Shutdown

November 26th, 2006

As a follow-up to this post about 15 ways to shut down a Windows laptop, it’s worth noting this account of the labyrinthine process of designing the Windows Start menu from a former Microsoft engineer which goes some way towards explaining why the Windows Vista Start menu is such a dog’s breakfast:

I worked at Microsoft for about 7 years total, from 1994 to 1998, and from 2002 to 2006.

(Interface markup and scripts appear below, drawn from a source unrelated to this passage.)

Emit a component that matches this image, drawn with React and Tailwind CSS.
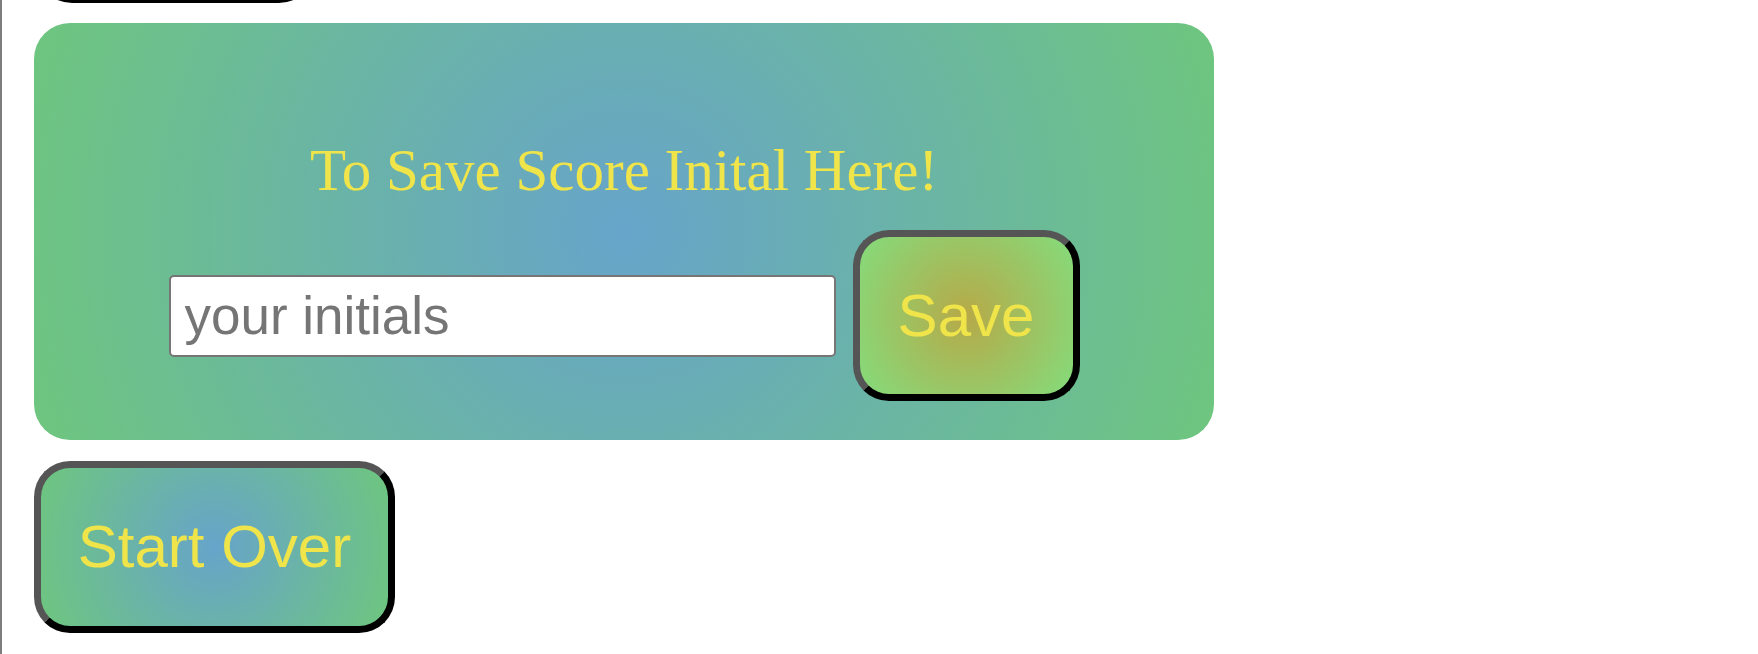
export default function App() {
  return (
    <div className="min-h-screen border-l-2 border-[#7d7d7d] bg-white pl-[32px] font-['Liberation_Sans',Arial,sans-serif]">
      {/* bottom edge of the button scrolled above */}
      <div className="h-[3px] w-[283px] overflow-hidden flex flex-col justify-end">
        <div className="h-[172px] w-[283px] shrink-0 rounded-[38px] border-[7px] border-t-[#555] border-l-[#555] border-b-black border-r-black" />
      </div>

      <section className="mt-[20px] w-[1180px] h-[417px] rounded-[36px] bg-[radial-gradient(circle,#67a4ca,#6ec67e)] pt-[115px] flex flex-col items-center">
        <h2 className="font-['Liberation_Serif','Times_New_Roman',serif] text-[59px] leading-[65px] text-[#efe449] font-normal">
          To Save Score Inital Here!
        </h2>
        <div className="mt-[27px] flex items-center gap-[17px]">
          <input
            type="text"
            placeholder="your initials"
            className="w-[667px] h-[82px] rounded-[5px] border-2 border-[#767676] bg-white pl-[14px] text-[53px] text-black placeholder:text-[#757575] outline-none"
          />
          <button className="w-[227px] h-[171px] rounded-[36px] border-[7px] border-t-[#555] border-l-[#555] border-b-black border-r-black bg-[radial-gradient(circle,#b7a948,#84dc7c)] text-[60px] text-[#efe449] flex items-center justify-center">
            Save
          </button>
        </div>
      </section>

      <button className="mt-[21px] w-[361px] h-[172px] rounded-[36px] border-[7px] border-t-[#555] border-l-[#555] border-b-black border-r-black bg-[radial-gradient(circle,#67a4ca,#6ec67e)] text-[60px] text-[#efe449] flex items-center justify-center">
        Start Over
      </button>
    </div>
  );
}
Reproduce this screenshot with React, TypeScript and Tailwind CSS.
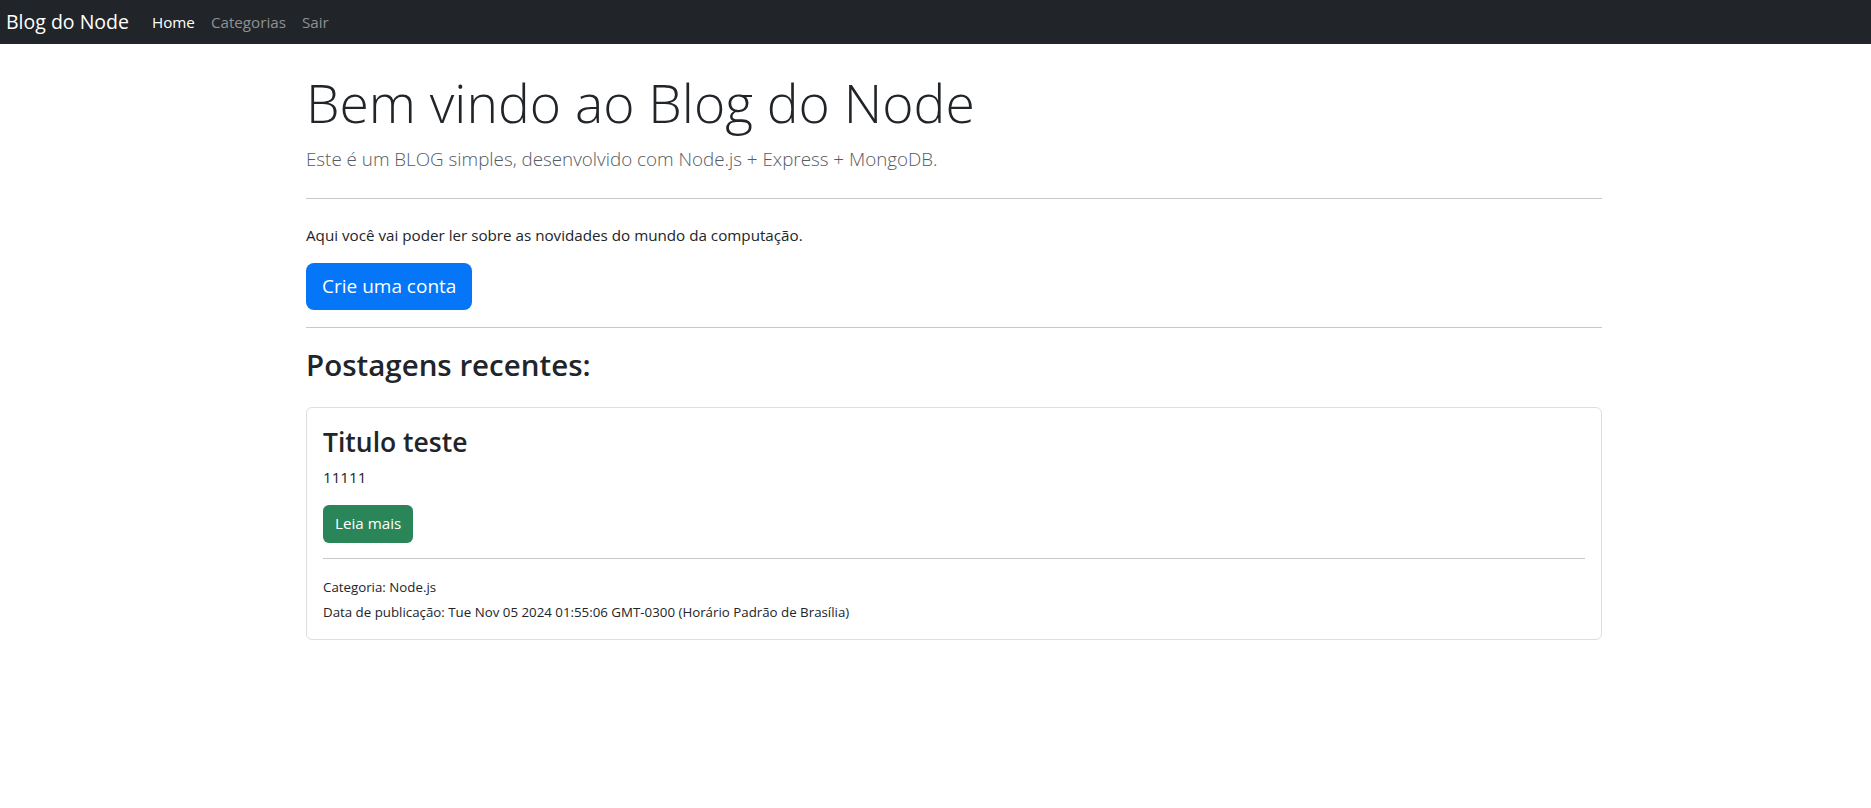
import React from "react";

const navLinks = [
	{ label: "Home", active: true },
	{ label: "Categorias", active: false },
	{ label: "Sair", active: false },
];

function Navbar() {
	return (
		<nav className="flex h-[44px] items-center bg-[#212529] pl-[6px]">
			<a href="#" className="mr-[15px] text-[19.5px] leading-[30px] text-white">
				Blog do Node
			</a>
			<ul className="flex">
				{navLinks.map((link) => (
					<li key={link.label}>
						<a
							href="#"
							className={`block px-[8px] text-[15.2px] leading-[24px] ${link.active ? "text-white" : "text-[#8e9194]"}`}
						>
							{link.label}
						</a>
					</li>
				))}
			</ul>
		</nav>
	);
}

function PostCard() {
	return (
		<div className="mt-[23px] rounded-[6px] border border-[#dcdee0] p-[16px]">
			<h3 className="mt-[2px] text-[26.5px] font-semibold leading-[1.25]">Titulo teste</h3>
			<p className="mt-[5px] text-[15.2px] leading-[24px]">11111</p>
			<a
				href="#"
				className="mt-[16px] inline-flex h-[38px] items-center rounded-[6px] bg-[#2a8658] px-[12px] text-[15.2px] text-white"
			>
				Leia mais
			</a>
			<hr className="mt-[15px] border-t border-[#c8c9ca]" />
			<div className="mt-[18px] text-[13.3px] leading-[21px]">
				<p>Categoria: Node.js</p>
				<p className="mt-[4px]">
					Data de publicação: Tue Nov 05 2024 01:55:06 GMT-0300 (Horário Padrão de Brasília)
				</p>
			</div>
		</div>
	);
}

export default function App() {
	return (
		<div className="min-h-[808px] bg-white font-['Open_Sans','Noto_Sans',sans-serif] text-[#212529]">
			<Navbar />

			<main className="ml-[306px] w-[1296px]">
				{/* Jumbotron */}
				<h1 className="mt-[27px] text-[53.4px] font-light leading-[1.2]">Bem vindo ao Blog do Node</h1>
				<p className="mt-[9px] text-[18.8px] font-light leading-[30px] text-[#545b62]">
					Este é um BLOG simples, desenvolvido com Node.js + Express + MongoDB.
				</p>
				<hr className="mt-[24px] border-t border-[#c8c9ca]" />
				<p className="mt-[24px] text-[15.2px] leading-[24px]">
					Aqui você vai poder ler sobre as novidades do mundo da computação.
				</p>
				<a
					href="#"
					className="mt-[16px] inline-flex h-[47px] items-center rounded-[8px] bg-[#0476f7] px-[16px] text-[19px] text-white"
				>
					Crie uma conta
				</a>
				<hr className="mt-[17px] border-t border-[#c8c9ca]" />

				<h2 className="mt-[18px] text-[29.5px] font-semibold leading-[1.3]">Postagens recentes:</h2>

				<PostCard />
			</main>
		</div>
	);
}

The most frustrating year of those seven was the year I spent working on Windows Vista, which was called Longhorn at the time. I spent a full year working on a feature which should’ve been designed, implemented and tested in a week. To my happy surprise (where “happy” is the freude in schadenfreude), Joel Spolsky wrote an article about my feature.

[…]

[Here’s…] how the design process worked: approximately every 4 weeks, at our weekly meeting, our PM would say, “the shell team disagrees with how this looks/feels/works” and/or “the kernel team has decided to include/not include some functionality which lets us/prevents us from doing this particular thing”. And then in our weekly meeting we’d spent approximately 90 minutes discussing how our feature — er, menu — should look based on this “new” information. Then at our next weekly meeting we’d spend another 90 minutes arguing about the design, then at the next weekly meeting we’d do the same, and at the next weekly meeting we’d agree on something… just in time to get some other missing piece of information from the shell or kernel team, and start the whole process again.

Or, to put it another way, Microsoft in 2006 has become the IBM of 1990.